Write out the data below exactly as given, without any of its pictures.
— Start Data provided —
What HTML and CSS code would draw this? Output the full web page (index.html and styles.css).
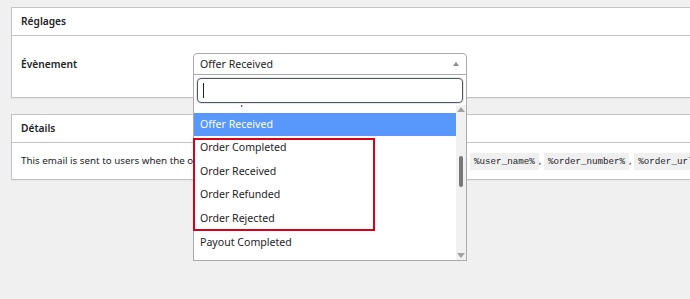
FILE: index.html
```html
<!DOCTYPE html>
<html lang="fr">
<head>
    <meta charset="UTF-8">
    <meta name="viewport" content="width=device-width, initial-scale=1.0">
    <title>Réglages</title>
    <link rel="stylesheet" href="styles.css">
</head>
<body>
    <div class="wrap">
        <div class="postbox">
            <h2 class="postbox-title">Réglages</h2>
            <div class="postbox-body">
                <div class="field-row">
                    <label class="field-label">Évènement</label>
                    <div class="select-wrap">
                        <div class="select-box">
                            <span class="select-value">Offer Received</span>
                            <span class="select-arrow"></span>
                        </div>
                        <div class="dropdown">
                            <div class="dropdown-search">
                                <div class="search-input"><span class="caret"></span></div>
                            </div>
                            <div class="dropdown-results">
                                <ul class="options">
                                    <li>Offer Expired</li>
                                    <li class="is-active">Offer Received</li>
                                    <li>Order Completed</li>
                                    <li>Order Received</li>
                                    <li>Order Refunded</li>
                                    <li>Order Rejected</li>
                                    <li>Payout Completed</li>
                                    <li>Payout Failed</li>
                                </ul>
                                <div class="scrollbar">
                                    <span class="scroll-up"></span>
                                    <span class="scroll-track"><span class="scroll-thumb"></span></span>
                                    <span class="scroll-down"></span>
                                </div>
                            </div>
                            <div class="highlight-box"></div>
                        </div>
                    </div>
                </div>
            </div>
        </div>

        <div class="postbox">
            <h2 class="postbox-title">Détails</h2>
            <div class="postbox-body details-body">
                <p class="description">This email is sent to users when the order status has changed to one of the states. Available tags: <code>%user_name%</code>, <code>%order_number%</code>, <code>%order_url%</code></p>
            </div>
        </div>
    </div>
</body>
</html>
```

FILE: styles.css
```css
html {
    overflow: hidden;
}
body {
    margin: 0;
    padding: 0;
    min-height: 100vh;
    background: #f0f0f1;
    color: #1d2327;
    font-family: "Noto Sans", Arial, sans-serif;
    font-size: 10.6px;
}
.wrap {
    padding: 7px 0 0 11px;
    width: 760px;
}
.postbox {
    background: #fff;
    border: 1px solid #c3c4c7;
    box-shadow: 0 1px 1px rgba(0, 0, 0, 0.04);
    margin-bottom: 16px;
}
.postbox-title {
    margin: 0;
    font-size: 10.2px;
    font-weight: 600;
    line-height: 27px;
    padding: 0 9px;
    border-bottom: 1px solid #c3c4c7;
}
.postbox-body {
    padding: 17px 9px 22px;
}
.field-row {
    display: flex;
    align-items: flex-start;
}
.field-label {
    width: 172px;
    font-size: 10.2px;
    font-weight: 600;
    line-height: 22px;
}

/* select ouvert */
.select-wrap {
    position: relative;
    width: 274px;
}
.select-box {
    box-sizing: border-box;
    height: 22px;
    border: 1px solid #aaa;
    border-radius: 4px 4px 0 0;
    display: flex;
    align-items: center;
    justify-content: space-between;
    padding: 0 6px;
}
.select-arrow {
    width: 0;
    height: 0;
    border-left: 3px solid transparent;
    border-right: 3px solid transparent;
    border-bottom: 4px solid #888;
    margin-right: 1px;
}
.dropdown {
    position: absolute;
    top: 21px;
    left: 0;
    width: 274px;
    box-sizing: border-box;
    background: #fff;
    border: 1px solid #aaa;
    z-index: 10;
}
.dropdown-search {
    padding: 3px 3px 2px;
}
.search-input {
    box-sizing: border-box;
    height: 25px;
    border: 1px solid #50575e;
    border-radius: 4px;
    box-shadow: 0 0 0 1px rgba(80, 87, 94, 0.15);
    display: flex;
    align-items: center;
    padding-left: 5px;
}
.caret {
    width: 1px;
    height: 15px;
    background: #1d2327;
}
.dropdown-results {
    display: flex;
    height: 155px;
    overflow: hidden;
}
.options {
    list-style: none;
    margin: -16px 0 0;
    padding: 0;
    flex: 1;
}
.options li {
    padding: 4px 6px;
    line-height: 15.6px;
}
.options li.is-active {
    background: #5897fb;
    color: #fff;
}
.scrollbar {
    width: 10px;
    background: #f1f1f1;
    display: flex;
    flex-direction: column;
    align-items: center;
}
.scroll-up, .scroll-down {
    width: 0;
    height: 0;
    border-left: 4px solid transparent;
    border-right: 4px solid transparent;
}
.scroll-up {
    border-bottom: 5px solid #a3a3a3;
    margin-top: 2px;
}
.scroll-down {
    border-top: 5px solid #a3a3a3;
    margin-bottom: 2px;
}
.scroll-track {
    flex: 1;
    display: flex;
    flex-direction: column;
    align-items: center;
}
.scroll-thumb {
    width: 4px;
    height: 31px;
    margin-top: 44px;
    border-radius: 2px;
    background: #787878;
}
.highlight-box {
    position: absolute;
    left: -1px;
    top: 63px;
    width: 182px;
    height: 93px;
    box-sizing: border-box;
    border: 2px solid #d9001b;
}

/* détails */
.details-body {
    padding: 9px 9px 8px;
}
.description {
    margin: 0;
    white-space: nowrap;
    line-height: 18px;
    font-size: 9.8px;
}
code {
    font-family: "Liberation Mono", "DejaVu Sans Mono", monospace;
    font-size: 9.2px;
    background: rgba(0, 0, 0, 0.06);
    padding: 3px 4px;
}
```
— End Data provided —
Solution to this task -
What HTML and CSS code would draw this? Output the full web page (index.html and styles.css).
FILE: index.html
```html
<!DOCTYPE html>
<html lang="fr">
<head>
    <meta charset="UTF-8">
    <meta name="viewport" content="width=device-width, initial-scale=1.0">
    <title>Réglages</title>
    <link rel="stylesheet" href="styles.css">
</head>
<body>
    <div class="wrap">
        <div class="postbox">
            <h2 class="postbox-title">Réglages</h2>
            <div class="postbox-body">
                <div class="field-row">
                    <label class="field-label">Évènement</label>
                    <div class="select-wrap">
                        <div class="select-box">
                            <span class="select-value">Offer Received</span>
                            <span class="select-arrow"></span>
                        </div>
                        <div class="dropdown">
                            <div class="dropdown-search">
                                <div class="search-input"><span class="caret"></span></div>
                            </div>
                            <div class="dropdown-results">
                                <ul class="options">
                                    <li>Offer Expired</li>
                                    <li class="is-active">Offer Received</li>
                                    <li>Order Completed</li>
                                    <li>Order Received</li>
                                    <li>Order Refunded</li>
                                    <li>Order Rejected</li>
                                    <li>Payout Completed</li>
                                    <li>Payout Failed</li>
                                </ul>
                                <div class="scrollbar">
                                    <span class="scroll-up"></span>
                                    <span class="scroll-track"><span class="scroll-thumb"></span></span>
                                    <span class="scroll-down"></span>
                                </div>
                            </div>
                            <div class="highlight-box"></div>
                        </div>
                    </div>
                </div>
            </div>
        </div>

        <div class="postbox">
            <h2 class="postbox-title">Détails</h2>
            <div class="postbox-body details-body">
                <p class="description">This email is sent to users when the order status has changed to one of the states. Available tags: <code>%user_name%</code>, <code>%order_number%</code>, <code>%order_url%</code></p>
            </div>
        </div>
    </div>
</body>
</html>
```

FILE: styles.css
```css
html {
    overflow: hidden;
}
body {
    margin: 0;
    padding: 0;
    min-height: 100vh;
    background: #f0f0f1;
    color: #1d2327;
    font-family: "Noto Sans", Arial, sans-serif;
    font-size: 10.6px;
}
.wrap {
    padding: 7px 0 0 11px;
    width: 760px;
}
.postbox {
    background: #fff;
    border: 1px solid #c3c4c7;
    box-shadow: 0 1px 1px rgba(0, 0, 0, 0.04);
    margin-bottom: 16px;
}
.postbox-title {
    margin: 0;
    font-size: 10.2px;
    font-weight: 600;
    line-height: 27px;
    padding: 0 9px;
    border-bottom: 1px solid #c3c4c7;
}
.postbox-body {
    padding: 17px 9px 22px;
}
.field-row {
    display: flex;
    align-items: flex-start;
}
.field-label {
    width: 172px;
    font-size: 10.2px;
    font-weight: 600;
    line-height: 22px;
}

/* select ouvert */
.select-wrap {
    position: relative;
    width: 274px;
}
.select-box {
    box-sizing: border-box;
    height: 22px;
    border: 1px solid #aaa;
    border-radius: 4px 4px 0 0;
    display: flex;
    align-items: center;
    justify-content: space-between;
    padding: 0 6px;
}
.select-arrow {
    width: 0;
    height: 0;
    border-left: 3px solid transparent;
    border-right: 3px solid transparent;
    border-bottom: 4px solid #888;
    margin-right: 1px;
}
.dropdown {
    position: absolute;
    top: 21px;
    left: 0;
    width: 274px;
    box-sizing: border-box;
    background: #fff;
    border: 1px solid #aaa;
    z-index: 10;
}
.dropdown-search {
    padding: 3px 3px 2px;
}
.search-input {
    box-sizing: border-box;
    height: 25px;
    border: 1px solid #50575e;
    border-radius: 4px;
    box-shadow: 0 0 0 1px rgba(80, 87, 94, 0.15);
    display: flex;
    align-items: center;
    padding-left: 5px;
}
.caret {
    width: 1px;
    height: 15px;
    background: #1d2327;
}
.dropdown-results {
    display: flex;
    height: 155px;
    overflow: hidden;
}
.options {
    list-style: none;
    margin: -16px 0 0;
    padding: 0;
    flex: 1;
}
.options li {
    padding: 4px 6px;
    line-height: 15.6px;
}
.options li.is-active {
    background: #5897fb;
    color: #fff;
}
.scrollbar {
    width: 10px;
    background: #f1f1f1;
    display: flex;
    flex-direction: column;
    align-items: center;
}
.scroll-up, .scroll-down {
    width: 0;
    height: 0;
    border-left: 4px solid transparent;
    border-right: 4px solid transparent;
}
.scroll-up {
    border-bottom: 5px solid #a3a3a3;
    margin-top: 2px;
}
.scroll-down {
    border-top: 5px solid #a3a3a3;
    margin-bottom: 2px;
}
.scroll-track {
    flex: 1;
    display: flex;
    flex-direction: column;
    align-items: center;
}
.scroll-thumb {
    width: 4px;
    height: 31px;
    margin-top: 44px;
    border-radius: 2px;
    background: #787878;
}
.highlight-box {
    position: absolute;
    left: -1px;
    top: 63px;
    width: 182px;
    height: 93px;
    box-sizing: border-box;
    border: 2px solid #d9001b;
}

/* détails */
.details-body {
    padding: 9px 9px 8px;
}
.description {
    margin: 0;
    white-space: nowrap;
    line-height: 18px;
    font-size: 9.8px;
}
code {
    font-family: "Liberation Mono", "DejaVu Sans Mono", monospace;
    font-size: 9.2px;
    background: rgba(0, 0, 0, 0.06);
    padding: 3px 4px;
}
```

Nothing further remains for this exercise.